Stored data entries
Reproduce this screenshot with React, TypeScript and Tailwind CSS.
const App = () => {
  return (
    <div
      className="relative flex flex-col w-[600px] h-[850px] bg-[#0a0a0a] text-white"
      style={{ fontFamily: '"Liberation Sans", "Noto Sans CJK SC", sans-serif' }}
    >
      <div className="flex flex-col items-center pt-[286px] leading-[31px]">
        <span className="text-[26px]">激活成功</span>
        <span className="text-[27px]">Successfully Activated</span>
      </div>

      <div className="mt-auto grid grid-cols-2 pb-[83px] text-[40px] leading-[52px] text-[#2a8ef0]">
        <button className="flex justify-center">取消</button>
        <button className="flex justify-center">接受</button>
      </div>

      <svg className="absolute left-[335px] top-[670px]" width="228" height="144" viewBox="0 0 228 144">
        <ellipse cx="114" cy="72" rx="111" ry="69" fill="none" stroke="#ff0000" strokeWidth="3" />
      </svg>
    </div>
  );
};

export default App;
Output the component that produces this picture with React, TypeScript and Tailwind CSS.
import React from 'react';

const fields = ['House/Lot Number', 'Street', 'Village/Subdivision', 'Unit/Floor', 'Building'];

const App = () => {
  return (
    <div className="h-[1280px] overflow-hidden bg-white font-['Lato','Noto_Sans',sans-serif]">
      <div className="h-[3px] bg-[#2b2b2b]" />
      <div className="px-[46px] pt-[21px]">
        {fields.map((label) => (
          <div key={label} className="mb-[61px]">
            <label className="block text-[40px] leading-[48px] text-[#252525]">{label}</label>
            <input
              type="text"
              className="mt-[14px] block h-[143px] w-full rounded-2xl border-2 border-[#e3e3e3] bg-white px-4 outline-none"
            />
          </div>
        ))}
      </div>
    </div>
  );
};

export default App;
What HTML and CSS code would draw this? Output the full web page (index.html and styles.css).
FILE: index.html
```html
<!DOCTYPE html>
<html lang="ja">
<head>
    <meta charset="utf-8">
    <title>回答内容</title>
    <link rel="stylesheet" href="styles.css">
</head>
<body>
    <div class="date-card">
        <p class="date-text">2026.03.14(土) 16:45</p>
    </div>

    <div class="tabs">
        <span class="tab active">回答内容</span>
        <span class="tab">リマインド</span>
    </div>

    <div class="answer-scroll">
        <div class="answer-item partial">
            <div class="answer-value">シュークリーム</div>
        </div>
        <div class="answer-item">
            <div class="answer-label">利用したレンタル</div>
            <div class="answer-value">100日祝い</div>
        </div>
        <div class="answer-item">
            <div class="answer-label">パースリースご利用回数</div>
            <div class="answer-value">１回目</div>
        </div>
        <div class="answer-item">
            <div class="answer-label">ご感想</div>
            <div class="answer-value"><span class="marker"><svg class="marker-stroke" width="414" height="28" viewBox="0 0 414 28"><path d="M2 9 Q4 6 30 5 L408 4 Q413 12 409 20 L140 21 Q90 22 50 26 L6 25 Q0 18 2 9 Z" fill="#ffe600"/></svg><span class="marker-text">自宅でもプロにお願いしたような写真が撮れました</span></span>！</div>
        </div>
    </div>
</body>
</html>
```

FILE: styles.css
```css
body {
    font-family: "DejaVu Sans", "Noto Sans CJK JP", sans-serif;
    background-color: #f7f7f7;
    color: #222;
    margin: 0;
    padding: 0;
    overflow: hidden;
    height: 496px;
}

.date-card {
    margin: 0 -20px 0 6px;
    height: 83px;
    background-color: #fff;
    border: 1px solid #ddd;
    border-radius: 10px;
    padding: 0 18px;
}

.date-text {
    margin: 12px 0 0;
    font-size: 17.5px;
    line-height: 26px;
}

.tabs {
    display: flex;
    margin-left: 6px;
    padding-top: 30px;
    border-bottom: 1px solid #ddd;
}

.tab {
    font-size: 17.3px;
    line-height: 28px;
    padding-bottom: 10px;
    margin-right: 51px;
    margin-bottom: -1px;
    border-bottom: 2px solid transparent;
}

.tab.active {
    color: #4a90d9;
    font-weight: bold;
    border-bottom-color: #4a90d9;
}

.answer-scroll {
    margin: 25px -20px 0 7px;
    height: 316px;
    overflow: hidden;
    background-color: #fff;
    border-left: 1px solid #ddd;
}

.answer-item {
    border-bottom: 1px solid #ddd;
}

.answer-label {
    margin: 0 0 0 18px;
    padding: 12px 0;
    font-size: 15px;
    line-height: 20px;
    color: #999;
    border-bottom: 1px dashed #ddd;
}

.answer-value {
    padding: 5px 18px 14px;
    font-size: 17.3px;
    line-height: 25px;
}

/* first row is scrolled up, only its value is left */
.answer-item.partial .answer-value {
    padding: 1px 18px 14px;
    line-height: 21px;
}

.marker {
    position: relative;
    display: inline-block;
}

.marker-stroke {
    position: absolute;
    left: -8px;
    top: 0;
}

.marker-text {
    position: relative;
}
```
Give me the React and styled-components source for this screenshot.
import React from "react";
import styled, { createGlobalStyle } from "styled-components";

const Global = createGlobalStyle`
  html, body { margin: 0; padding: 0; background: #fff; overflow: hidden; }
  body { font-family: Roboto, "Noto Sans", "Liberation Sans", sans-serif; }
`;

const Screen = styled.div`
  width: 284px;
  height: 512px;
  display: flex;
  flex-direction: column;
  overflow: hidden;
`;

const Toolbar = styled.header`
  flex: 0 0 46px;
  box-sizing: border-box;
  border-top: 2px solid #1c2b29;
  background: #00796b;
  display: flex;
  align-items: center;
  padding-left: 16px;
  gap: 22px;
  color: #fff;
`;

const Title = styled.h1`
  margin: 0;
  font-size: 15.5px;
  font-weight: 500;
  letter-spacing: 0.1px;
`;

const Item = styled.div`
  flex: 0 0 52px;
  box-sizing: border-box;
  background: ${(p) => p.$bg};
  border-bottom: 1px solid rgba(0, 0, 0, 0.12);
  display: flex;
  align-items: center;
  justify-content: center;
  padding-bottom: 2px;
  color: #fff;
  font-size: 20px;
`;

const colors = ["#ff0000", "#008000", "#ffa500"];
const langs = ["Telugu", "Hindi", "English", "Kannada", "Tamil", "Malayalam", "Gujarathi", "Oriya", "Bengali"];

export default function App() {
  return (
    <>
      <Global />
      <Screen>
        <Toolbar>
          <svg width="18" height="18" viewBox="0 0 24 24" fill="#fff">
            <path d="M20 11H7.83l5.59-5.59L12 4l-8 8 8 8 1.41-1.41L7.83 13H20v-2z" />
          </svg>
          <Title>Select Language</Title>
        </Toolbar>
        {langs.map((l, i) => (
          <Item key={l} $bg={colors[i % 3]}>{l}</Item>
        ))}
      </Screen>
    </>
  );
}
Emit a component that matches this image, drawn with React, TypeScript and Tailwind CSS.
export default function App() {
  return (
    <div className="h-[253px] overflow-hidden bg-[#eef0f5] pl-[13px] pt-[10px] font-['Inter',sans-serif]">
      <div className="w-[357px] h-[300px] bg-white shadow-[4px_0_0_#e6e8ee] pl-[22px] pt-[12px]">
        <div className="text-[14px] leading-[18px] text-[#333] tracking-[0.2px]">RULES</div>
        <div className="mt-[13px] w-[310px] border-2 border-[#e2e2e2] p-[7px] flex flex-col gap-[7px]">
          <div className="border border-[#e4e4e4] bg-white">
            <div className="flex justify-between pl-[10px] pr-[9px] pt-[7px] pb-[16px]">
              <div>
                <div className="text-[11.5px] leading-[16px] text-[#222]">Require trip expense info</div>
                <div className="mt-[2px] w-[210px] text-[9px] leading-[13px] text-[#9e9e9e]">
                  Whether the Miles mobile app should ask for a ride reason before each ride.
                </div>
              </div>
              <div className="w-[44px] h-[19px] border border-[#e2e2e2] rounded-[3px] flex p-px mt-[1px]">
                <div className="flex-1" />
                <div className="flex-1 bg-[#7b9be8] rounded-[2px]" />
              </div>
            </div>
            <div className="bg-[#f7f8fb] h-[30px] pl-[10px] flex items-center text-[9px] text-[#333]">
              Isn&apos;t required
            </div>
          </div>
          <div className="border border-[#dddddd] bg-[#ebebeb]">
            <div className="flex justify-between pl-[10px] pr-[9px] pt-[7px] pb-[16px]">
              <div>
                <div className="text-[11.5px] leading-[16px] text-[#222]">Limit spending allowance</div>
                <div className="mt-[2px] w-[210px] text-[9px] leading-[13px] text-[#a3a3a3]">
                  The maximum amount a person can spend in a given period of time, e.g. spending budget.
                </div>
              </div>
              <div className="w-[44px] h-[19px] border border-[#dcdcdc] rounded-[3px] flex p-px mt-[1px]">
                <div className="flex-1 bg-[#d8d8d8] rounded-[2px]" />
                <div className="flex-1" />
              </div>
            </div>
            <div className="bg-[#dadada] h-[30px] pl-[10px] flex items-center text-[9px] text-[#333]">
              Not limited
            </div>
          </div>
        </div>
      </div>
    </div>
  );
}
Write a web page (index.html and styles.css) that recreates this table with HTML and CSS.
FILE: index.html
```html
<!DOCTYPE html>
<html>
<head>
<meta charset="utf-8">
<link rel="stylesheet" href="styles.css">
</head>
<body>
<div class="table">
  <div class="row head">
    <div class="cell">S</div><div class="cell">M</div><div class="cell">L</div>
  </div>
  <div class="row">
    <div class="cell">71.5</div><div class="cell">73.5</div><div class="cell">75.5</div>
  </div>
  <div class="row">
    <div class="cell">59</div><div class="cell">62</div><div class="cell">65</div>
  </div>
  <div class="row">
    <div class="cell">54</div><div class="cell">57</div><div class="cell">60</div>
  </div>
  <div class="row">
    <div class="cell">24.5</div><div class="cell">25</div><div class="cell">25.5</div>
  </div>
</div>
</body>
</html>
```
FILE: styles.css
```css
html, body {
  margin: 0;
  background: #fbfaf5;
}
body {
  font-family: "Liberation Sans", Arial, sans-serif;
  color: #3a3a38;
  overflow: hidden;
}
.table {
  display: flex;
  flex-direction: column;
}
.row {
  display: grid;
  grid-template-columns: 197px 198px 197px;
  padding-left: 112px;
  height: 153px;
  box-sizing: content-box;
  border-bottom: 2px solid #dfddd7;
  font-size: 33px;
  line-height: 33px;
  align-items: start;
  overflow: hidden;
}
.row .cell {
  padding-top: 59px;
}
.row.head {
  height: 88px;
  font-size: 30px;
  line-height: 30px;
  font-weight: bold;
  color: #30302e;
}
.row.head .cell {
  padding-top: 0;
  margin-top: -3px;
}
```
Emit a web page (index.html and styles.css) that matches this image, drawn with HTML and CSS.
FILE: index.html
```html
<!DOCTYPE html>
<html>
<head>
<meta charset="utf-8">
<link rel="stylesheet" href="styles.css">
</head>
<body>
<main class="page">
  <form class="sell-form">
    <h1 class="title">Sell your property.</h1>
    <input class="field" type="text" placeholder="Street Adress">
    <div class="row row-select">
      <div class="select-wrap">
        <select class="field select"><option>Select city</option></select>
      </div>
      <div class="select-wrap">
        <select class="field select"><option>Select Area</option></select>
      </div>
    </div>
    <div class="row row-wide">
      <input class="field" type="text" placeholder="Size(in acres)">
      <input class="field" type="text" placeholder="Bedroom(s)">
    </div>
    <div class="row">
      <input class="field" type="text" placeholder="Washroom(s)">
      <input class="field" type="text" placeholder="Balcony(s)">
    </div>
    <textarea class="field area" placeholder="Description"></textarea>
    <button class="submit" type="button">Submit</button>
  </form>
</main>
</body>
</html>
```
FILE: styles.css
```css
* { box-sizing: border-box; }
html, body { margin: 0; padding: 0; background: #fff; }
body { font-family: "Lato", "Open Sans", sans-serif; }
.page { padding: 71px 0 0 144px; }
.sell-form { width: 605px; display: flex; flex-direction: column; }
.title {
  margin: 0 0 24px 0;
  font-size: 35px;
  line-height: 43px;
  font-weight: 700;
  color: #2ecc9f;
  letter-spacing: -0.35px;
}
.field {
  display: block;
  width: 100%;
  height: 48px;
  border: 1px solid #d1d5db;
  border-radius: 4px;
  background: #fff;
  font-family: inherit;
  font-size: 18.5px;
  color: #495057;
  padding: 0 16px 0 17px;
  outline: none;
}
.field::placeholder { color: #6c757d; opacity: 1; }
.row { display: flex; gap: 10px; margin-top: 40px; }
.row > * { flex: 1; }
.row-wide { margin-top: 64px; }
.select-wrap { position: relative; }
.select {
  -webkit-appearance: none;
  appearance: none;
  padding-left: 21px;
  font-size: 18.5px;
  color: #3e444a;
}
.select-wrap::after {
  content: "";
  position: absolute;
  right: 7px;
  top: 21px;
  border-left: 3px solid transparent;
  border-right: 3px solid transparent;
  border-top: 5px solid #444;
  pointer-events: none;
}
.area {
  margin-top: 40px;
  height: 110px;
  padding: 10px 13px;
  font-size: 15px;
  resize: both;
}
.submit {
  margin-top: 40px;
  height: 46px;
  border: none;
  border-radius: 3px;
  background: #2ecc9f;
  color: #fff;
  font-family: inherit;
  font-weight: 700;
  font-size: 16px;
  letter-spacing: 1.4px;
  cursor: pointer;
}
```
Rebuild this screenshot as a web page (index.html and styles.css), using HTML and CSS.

> [What is being asked] In the entries above, find each line with the word "that" and show it.

> [The response]
Output the component that produces this picture with React, TypeScript and Tailwind CSS.
Emit a component that matches this image, drawn with React, TypeScript and Tailwind CSS.
Write a web page (index.html and styles.css) that recreates this table with HTML and CSS.
Emit a web page (index.html and styles.css) that matches this image, drawn with HTML and CSS.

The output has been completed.